A great number of States, including the EU and the 50 member Group of Friends of RtoP, expressed their support for the cross-regional draft resolution on RtoP If adopted, this resolution, as Australia noted, would be the first substantive GA text on RtoP since 2005 and would—if adopted in its current form—put RtoP on the provisional agenda of the 71st session of the UNGA. Slovenia and Ghana called on all States to actively engage in the negotiations. Nigeria underlined the balanced nature of the draft as well as its focus on the strengthening of national capacities for prevention. It also expressed the hope that it would be adopted by consensus.

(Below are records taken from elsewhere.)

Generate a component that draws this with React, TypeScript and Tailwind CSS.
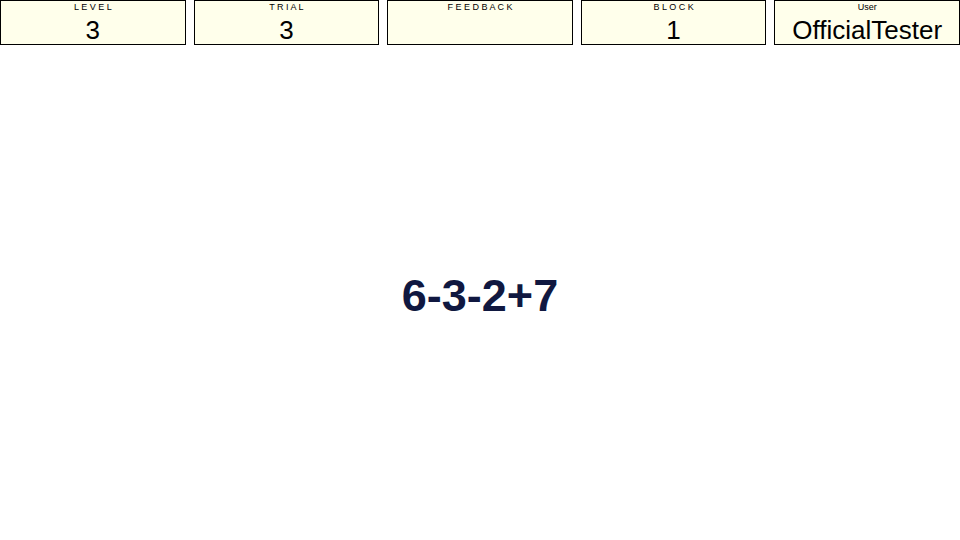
type PanelProps = { label: string; value: string };

function Panel({ label, value }: PanelProps) {
  return (
    <section className="h-[45px] min-w-0 border border-black bg-[#ffffeb] text-center text-black">
      <h2 className="text-[9px] leading-[12px]">{label}</h2>
      <p className="pt-[3px] text-[26px] leading-[28px]">{value}</p>
    </section>
  );
}

export default function App() {
  return (
    <div className="flex min-h-screen flex-col bg-white font-['Liberation_Sans',Arial,sans-serif]">
      <header className="grid grid-cols-5 gap-2">
        <Panel label="L E V E L" value="3" />
        <Panel label="T R I A L" value="3" />
        <Panel label="F E E D B A C K" value="" />
        <Panel label="B L O C K" value="1" />
        <Panel label="User" value="OfficialTester" />
      </header>
      <main className="flex flex-1 items-center justify-center pt-[6px]">
        <p className="text-[45px] leading-[52px] font-bold text-[#101840]">6-3-2+7</p>
      </main>
    </div>
  );
}
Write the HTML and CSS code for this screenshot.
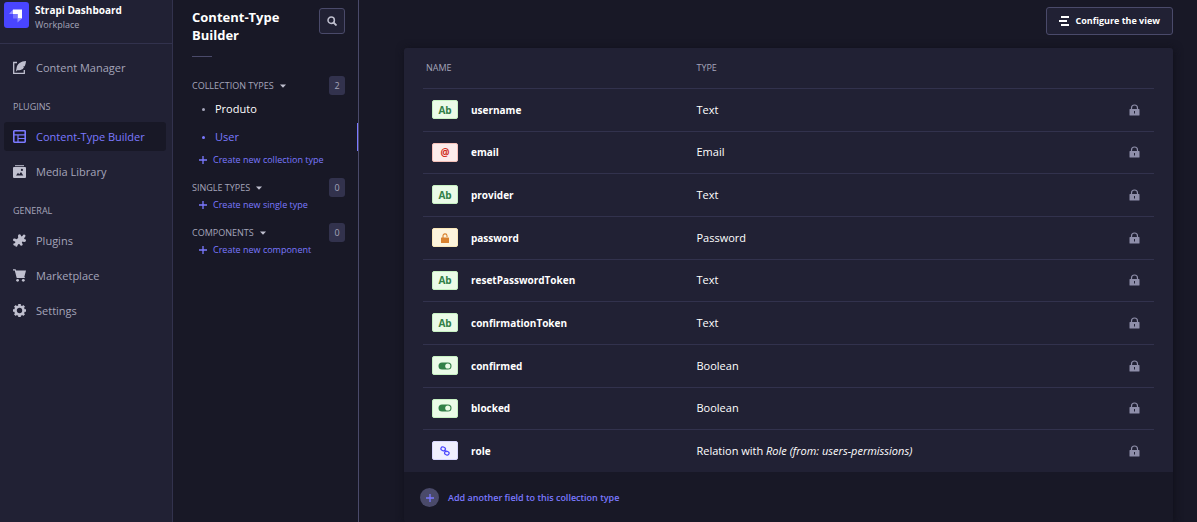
FILE: index.html
```html
<!DOCTYPE html>
<html lang="en">
<head>
<meta charset="utf-8">
<title>Content-Type Builder</title>
<link rel="stylesheet" href="styles.css">
</head>
<body>
<svg class="defs" aria-hidden="true">
  <symbol id="lock" viewBox="0 0 11 12"><path d="M2.5 5V4a3 3 0 0 1 6 0v1" fill="none" stroke="currentColor" stroke-width="1.2"/><path fill="currentColor" fill-rule="evenodd" d="M1 5h9q.5 0 .5.500v5.500q0 .5-.5.5H1q-.5 0-.5-.5V5.500Q.5 5 1 5zM5 7v2.500h1V7z"/></symbol>
  <symbol id="plus" viewBox="0 0 10 10"><path d="M5 1v8M1 5h8" fill="none" stroke="currentColor" stroke-width="1.300"/></symbol>
  <symbol id="caret" viewBox="0 0 6 4"><path d="M0 .5h6L3 3.700z" fill="currentColor"/></symbol>
  <symbol id="toggle" viewBox="0 0 14 8"><rect x=".5" y=".5" width="13" height="7" rx="3.500" fill="currentColor"/><circle cx="9.800" cy="4" r="2.600" fill="#eafbe7"/></symbol>
</svg>
<div class="app">
  <nav class="sidebar" aria-label="Main">
    <div class="brand">
      <svg class="brand-logo" viewBox="0 0 25 26"><rect width="25" height="26" rx="3" fill="#4945ff"/><path d="M9 7.500h9v9h-4.500V12H9z" fill="#fff"/><path d="M9 7.500V12H5zM13.500 16.500H18l-4.500 4z" fill="#9593ff"/><path d="M9 12h4.500v4.500h-4q-.5 0-.5-.5z" fill="#7774ff"/></svg>
      <div>
        <div class="brand-name">Strapi Dashboard</div>
        <div class="brand-sub">Workplace</div>
      </div>
    </div>
    <div class="menu">
      <a class="menu-link" href="#"><svg viewBox="0 0 13 13"><path d="M4 1.500H.7v10.800h10.600V9" fill="none" stroke="currentColor" stroke-width="1.300"/><path d="M13 0C8 .2 4 2.500 3.500 7.500L2.800 10.800l1.500-1.600C9 9.500 10.500 7.500 11 6l-1.200-.2 1.900-.6C12.500 3.500 12.800 2 13 0z" fill="currentColor"/></svg>Content Manager</a>
      <h2 class="menu-title">PLUGINS</h2>
      <a class="menu-link active" href="#" aria-current="page"><svg viewBox="0 0 13 13"><rect x=".8" y=".8" width="11.400" height="11.400" rx=".6" fill="none" stroke="currentColor" stroke-width="1.600"/><path d="M1 4.800h11M5 5v7M5 8.500h7" stroke="currentColor" stroke-width="1.200"/></svg>Content-Type Builder</a>
      <a class="menu-link" href="#"><svg viewBox="0 0 13 13"><path d="M2 .2h9v1H2z" fill="currentColor"/><path fill="currentColor" d="M1 2h11q1 0 1 1v9q0 1-1 1H1q-1 0-1-1V3q0-1 1-1z"/><path d="M3 10.500 5 7.800l1.200 1.400L8 7l2.300 3.500z" fill="#212134"/><circle cx="8.900" cy="4.900" r="1.100" fill="#212134"/></svg>Media Library</a>
      <h2 class="menu-title">GENERAL</h2>
      <a class="menu-link" href="#"><svg viewBox="0 0 13 13"><path fill="currentColor" d="M5 1.800Q5 .3 6.500.3T8 2l.8.500L10 1.200Q10.500 0 11.800.7T12 3l-1 1.200.7 1Q13 5 13 6.600T11 8L9.500 7.600l-.7 1 .8 1.400q.4 1.600-1.200 1.700T6.700 10.300L5.500 10l-1 1.200Q4.700 12.500 3.500 12.800T2.300 11.500Q.5 12 .3 10.500T1.800 9.200L2.500 8 1.500 7.200Q0 7.200 0 5.700T2 4.500l1.500.8L5.200 4z"/></svg>Plugins</a>
      <a class="menu-link" href="#"><svg viewBox="0 0 13 13"><path d="M0 .8h2.200l2 7.700h7.600" fill="none" stroke="currentColor" stroke-width="1.200"/><path d="M2.500 1.500H13L11.300 8H4z" fill="currentColor"/><circle cx="4.600" cy="11.300" r="1.400" fill="currentColor"/><circle cx="10.300" cy="11.300" r="1.400" fill="currentColor"/></svg>Marketplace</a>
      <a class="menu-link" href="#"><svg viewBox="0 0 13 13"><circle cx="6.500" cy="6.500" r="4" fill="none" stroke="currentColor" stroke-width="2.600"/><path d="M6.500 0v2M6.500 11v2M0 6.500h2M11 6.500h2M1.900 1.900l1.400 1.400M9.700 9.700l1.400 1.400M11.100 1.900 9.700 3.300M3.300 9.700l-1.400 1.400" stroke="currentColor" stroke-width="2.600"/></svg>Settings</a>
    </div>
  </nav>

  <aside class="subnav">
    <header class="subnav-head">
      <h1>Content-Type Builder</h1>
      <button class="search" type="button" aria-label="Search"><svg viewBox="0 0 10 10"><circle cx="4.200" cy="4.200" r="3.200" fill="none" stroke="currentColor" stroke-width="1.500"/><path d="M6.500 6.500 9.500 9.500" stroke="currentColor" stroke-width="1.800"/></svg></button>
    </header>
    <hr class="rule">
    <section class="group">
      <div class="group-head"><button type="button" aria-expanded="true">COLLECTION TYPES<svg><use href="#caret"/></svg></button><span class="count">2</span></div>
      <ul class="types">
        <li><a href="#">Produto</a></li>
        <li><a class="active" href="#" aria-current="page">User</a></li>
      </ul>
      <button class="create" type="button"><svg><use href="#plus"/></svg>Create new collection type</button>
    </section>
    <section class="group">
      <div class="group-head"><button type="button" aria-expanded="true">SINGLE TYPES<svg><use href="#caret"/></svg></button><span class="count">0</span></div>
      <button class="create" type="button"><svg><use href="#plus"/></svg>Create new single type</button>
    </section>
    <section class="group">
      <div class="group-head"><button type="button" aria-expanded="true">COMPONENTS<svg><use href="#caret"/></svg></button><span class="count">0</span></div>
      <button class="create" type="button"><svg><use href="#plus"/></svg>Create new component</button>
    </section>
  </aside>

  <main class="content">
    <div class="actions">
      <button class="configure" type="button"><svg viewBox="0 0 10 10"><path d="M2 1h8M0 5h8M2 9h8" stroke="currentColor" stroke-width="2"/></svg>Configure the view</button>
    </div>
    <div class="card">
      <div class="table-wrap">
        <table class="fields">
          <thead><tr><th class="col-name" scope="col">NAME</th><th scope="col">TYPE</th><td class="col-lock"></td></tr></thead>
          <tbody>
            <tr><td><div class="field"><span class="tag green">Ab</span>username</div></td><td>Text</td><td class="col-lock"><svg><use href="#lock"/></svg></td></tr>
            <tr><td><div class="field"><span class="tag red">@</span>email</div></td><td>Email</td><td class="col-lock"><svg><use href="#lock"/></svg></td></tr>
            <tr><td><div class="field"><span class="tag green">Ab</span>provider</div></td><td>Text</td><td class="col-lock"><svg><use href="#lock"/></svg></td></tr>
            <tr><td><div class="field"><span class="tag orange"><svg class="unlock" viewBox="0 0 8 10"><path d="M2 5V3a2 2 0 0 1 4-.3V4" fill="none" stroke="currentColor" stroke-width="1.100"/><rect y="4.500" width="8" height="5.500" rx=".5" fill="currentColor"/></svg></span>password</div></td><td>Password</td><td class="col-lock"><svg><use href="#lock"/></svg></td></tr>
            <tr><td><div class="field"><span class="tag green">Ab</span>resetPasswordToken</div></td><td>Text</td><td class="col-lock"><svg><use href="#lock"/></svg></td></tr>
            <tr><td><div class="field"><span class="tag green">Ab</span>confirmationToken</div></td><td>Text</td><td class="col-lock"><svg><use href="#lock"/></svg></td></tr>
            <tr><td><div class="field"><span class="tag green"><svg class="toggle"><use href="#toggle"/></svg></span>confirmed</div></td><td>Boolean</td><td class="col-lock"><svg><use href="#lock"/></svg></td></tr>
            <tr><td><div class="field"><span class="tag green"><svg class="toggle"><use href="#toggle"/></svg></span>blocked</div></td><td>Boolean</td><td class="col-lock"><svg><use href="#lock"/></svg></td></tr>
            <tr><td><div class="field"><span class="tag violet"><svg class="chain" viewBox="0 0 10 10"><g fill="none" stroke="currentColor" stroke-width="1.200"><rect x=".8" y="1" width="4.600" height="3.600" rx="1.800" transform="rotate(25 3 3)"/><rect x="4.600" y="5.400" width="4.600" height="3.600" rx="1.800" transform="rotate(25 7 7)"/><path d="M4 4l2.500 2"/></g></svg></span>role</div></td><td>Relation with <em>Role (from: users-permissions)</em></td><td class="col-lock"><svg><use href="#lock"/></svg></td></tr>
          </tbody>
        </table>
      </div>
      <button class="add-field" type="button"><span class="add-icon"><svg><use href="#plus"/></svg></span>Add another field to this collection type</button>
    </div>
  </main>
</div>
</body>
</html>
```
FILE: styles.css
```css
* { box-sizing: border-box; }

body {
  margin: 0;
  background: #181826;
  color: #fff;
  font: 11px/16px "Open Sans", "Noto Sans", sans-serif;
}

h1, h2, ul { margin: 0; padding: 0; }
ul { list-style: none; }
a { color: inherit; text-decoration: none; }
svg { display: block; flex: none; }
.defs { position: absolute; width: 0; height: 0; }

button {
  display: flex;
  align-items: center;
  margin: 0;
  padding: 0;
  border: 0;
  background: none;
  color: inherit;
  font: inherit;
  white-space: nowrap;
  cursor: pointer;
}

.app { display: flex; min-height: 100vh; }

/* Main navigation */
.sidebar {
  flex: none;
  width: 173px;
  background: #212134;
  border-right: 1px solid #32324d;
}

.brand {
  display: flex;
  gap: 6px;
  height: 44px;
  padding: 2px 4px;
  border-bottom: 1px solid #32324d;
}
.brand-logo { width: 25px; height: 26px; }
.brand-name { font-size: 10px; font-weight: 700; }
.brand-sub { color: #a5a5ba; font-size: 9px; line-height: 13px; }

.menu { padding: 9px 6px 0 4px; }
.menu-link {
  display: flex;
  align-items: center;
  gap: 10px;
  height: 29px;
  margin-bottom: 6px;
  padding: 0 9px;
  border-radius: 3px;
  color: #a5a5ba;
  white-space: nowrap;
}
.menu-link svg { width: 13px; height: 13px; color: #c0c0cf; }
.menu-link.active { background: #181826; color: #7b79ff; font-weight: 500; }
.menu-link.active svg { color: #7b79ff; }
.menu-title {
  padding: 11px 9px 8px;
  color: #a5a5ba;
  font-size: 9px;
  font-weight: 500;
  line-height: 15px;
}

/* Content-type navigation */
.subnav {
  flex: none;
  width: 186px;
  border-right: 1px solid #4a4a6a;
}
.subnav-head {
  display: flex;
  justify-content: space-between;
  align-items: flex-start;
  padding: 8px 13px 0 19px;
}
.subnav h1 { width: 100px; font-size: 13px; font-weight: 700; line-height: 18px; }
.search {
  justify-content: center;
  width: 26px;
  height: 26px;
  border: 1px solid #4a4a6a;
  border-radius: 3px;
  background: #212134;
  color: #c0c0cf;
}
.search svg { width: 10px; height: 10px; }
.rule {
  width: 20px;
  height: 1px;
  margin: 12px 0 19px 19px;
  border: 0;
  background: #4a4a6a;
}
.group { margin-bottom: 12px; }
.group-head {
  display: flex;
  justify-content: space-between;
  align-items: center;
  padding: 0 13px 0 19px;
  color: #a5a5ba;
  font-size: 9px;
}
.group-head button { gap: 6px; }
.group-head svg { width: 6px; height: 4px; color: #c0c0cf; }
.count {
  width: 16px;
  border-radius: 3px;
  background: #32324d;
  line-height: 19px;
  text-align: center;
}
.types { padding-bottom: 1px; }
.types a {
  display: flex;
  align-items: center;
  gap: 10px;
  height: 28px;
  padding-left: 29px;
}
.types a::before {
  width: 3px;
  height: 3px;
  border-radius: 50%;
  background: #a5a5ba;
  content: "";
}
.types a.active { border-right: 1px solid #7b79ff; color: #7b79ff; font-weight: 500; }
.types a.active::before { background: #7b79ff; }
.create {
  gap: 5px;
  margin: 1px 0 0 25px;
  color: #7b79ff;
  font-size: 9px;
  line-height: 13px;
}
.create svg { width: 10px; height: 10px; }

/* Content area */
.content { flex: 1; min-width: 0; padding: 7px 24px 4px 45px; }
.actions { display: flex; justify-content: flex-end; margin-bottom: 13px; }
.configure {
  gap: 6px;
  height: 28px;
  padding: 0 12px;
  border: 1px solid #4a4a6a;
  border-radius: 3px;
  background: #212134;
  font-size: 9px;
  font-weight: 700;
}
.configure svg { width: 10px; height: 10px; }

.card { border-radius: 3px; box-shadow: 1px 1px 8px #10101a; }
.table-wrap { padding: 0 19px; border-radius: 3px 3px 0 0; background: #212134; }
.fields { width: 100%; border-collapse: collapse; table-layout: fixed; }
.fields th, .fields td { padding: 0 3px; text-align: left; }
.fields thead th { height: 40px; color: #a5a5ba; font-size: 9px; font-weight: 500; }
.fields tbody tr { height: 43px; border-top: 1px solid #32324d; }
.fields tbody tr:nth-child(3n+2) { height: 42px; }
.fields .col-name { width: 37%; }
.fields .col-lock { width: 48px; padding: 0 14px 0 0; }
.col-lock svg { width: 11px; height: 12px; margin-left: auto; color: #8e8ea9; }

.field { display: flex; align-items: center; gap: 13px; padding-left: 6px; font-size: 10px; font-weight: 700; }
.tag {
  display: flex;
  justify-content: center;
  align-items: center;
  width: 26px;
  height: 19px;
  border: 1px solid;
  border-radius: 2px;
}
.green { border-color: #c6f0c2; background: #eafbe7; color: #328048; }
.red { border-color: #f5c0b8; background: #fcecea; color: #d02b20; }
.orange { border-color: #fae7b9; background: #fdf4dc; color: #d9822f; }
.violet { border-color: #d9d8ff; background: #f0f0ff; color: #4945ff; }
.unlock { width: 8px; height: 10px; }
.toggle { width: 14px; height: 8px; }
.chain { width: 10px; height: 10px; }

.add-field {
  gap: 9px;
  width: 100%;
  padding: 16px;
  color: #7b79ff;
  font-size: 9px;
  font-weight: 600;
  line-height: 13px;
}
.add-icon {
  display: flex;
  justify-content: center;
  align-items: center;
  width: 19px;
  height: 19px;
  border-radius: 50%;
  background: #4a4a6a;
}
.add-icon svg { width: 10px; height: 10px; }
```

In addition to the Group of Friends and the EU, states who expressed support for the RtoP resolution process included Slovenia, Denmark, Finland, Iceland, Norway, Nigeria, Australia, Switzerland, Spain, Belgium, Argentina, Ghana, Turkey, and Japan.


Role of the Special Advisors and other UN mechanisms

Many states, such as Ghana, Nigeria, Costa Rica, Belgium and Argentina, joined Mr. Evans and Dr. Luck in expressing their support for the work of the Special Advisers on the Prevention of Genocide and RtoP. Both Mr. Evans and Dr. Luck called for funding of the Special Adviser on RtoP position. Costa Rica and Nigeria stated that this work was crucial for effective early warning and response mechanisms, and mentioned the UN Framework of Analysis on Atrocity Crimes in this regard.

Support was also shown for ‘Human Rights up Front’ with interventions by governments and regional bodies, such as the EU, Slovenia, Belgium and Argentina noting the capabilities of the initiative in preventing mass atrocities.

Romania and Nigeria also brought up the importance of Geneva-based UN human rights institutions and procedures, such as the Universal Periodic Review, and underlined the important role they must play within the framework of RtoP.

Furthermore, Belgium, Spain, Slovenia, Argentina and the UN Office on Drugs and Crime (UNODC) all mentioned the importance of the fight against impunity and the role of the ICC in implementing RtoP.


Code of Conduct and French/Mexican Declaration

Numerous States also drew attention to two initiatives pertaining to the use of the veto in the UN Security Council; namely the Code of Conduct regarding UNSC action in cases of genocide, crimes against humanity or war crimes and the political declaration put forth by France and Mexico on a voluntary restraint on the use of the veto.

Switzerland and Nigeria pointed out that, so far, there are 110 signatories to the Code. The United Kingdom, which has a veto in the UNSC, expressed the view that the P-5 should not have the power to prevent UN responses in cases of mass atrocity crimes. Costa Rica and Spain also urged States to sign the Code.



Despite a strong show of support for the norm, a number of States, such as Russia, Sudan, Cuba, China, Syria, Nicaragua, Ecuador, Venezuela, Belarus and Iran expressed concerns as to its implementation and potential misuse. Clearer definitions of relevant terms, such as “risk factors” and “mass atrocities”, were called for by Cuba. Ecuador, Syria and Iran called for the international community to not use a double standard in applying RtoP. These states underscored that RtoP must not become a policy aiming solely at intervention and underscored the primacy of the responsibility to prevent atrocities. Nevertheless, as Gareth Evans indicated, despite the enumerated concerns as to RtoP’s implementation, no State refuted the State’s responsibility to protect its own populations from atrocity crimes.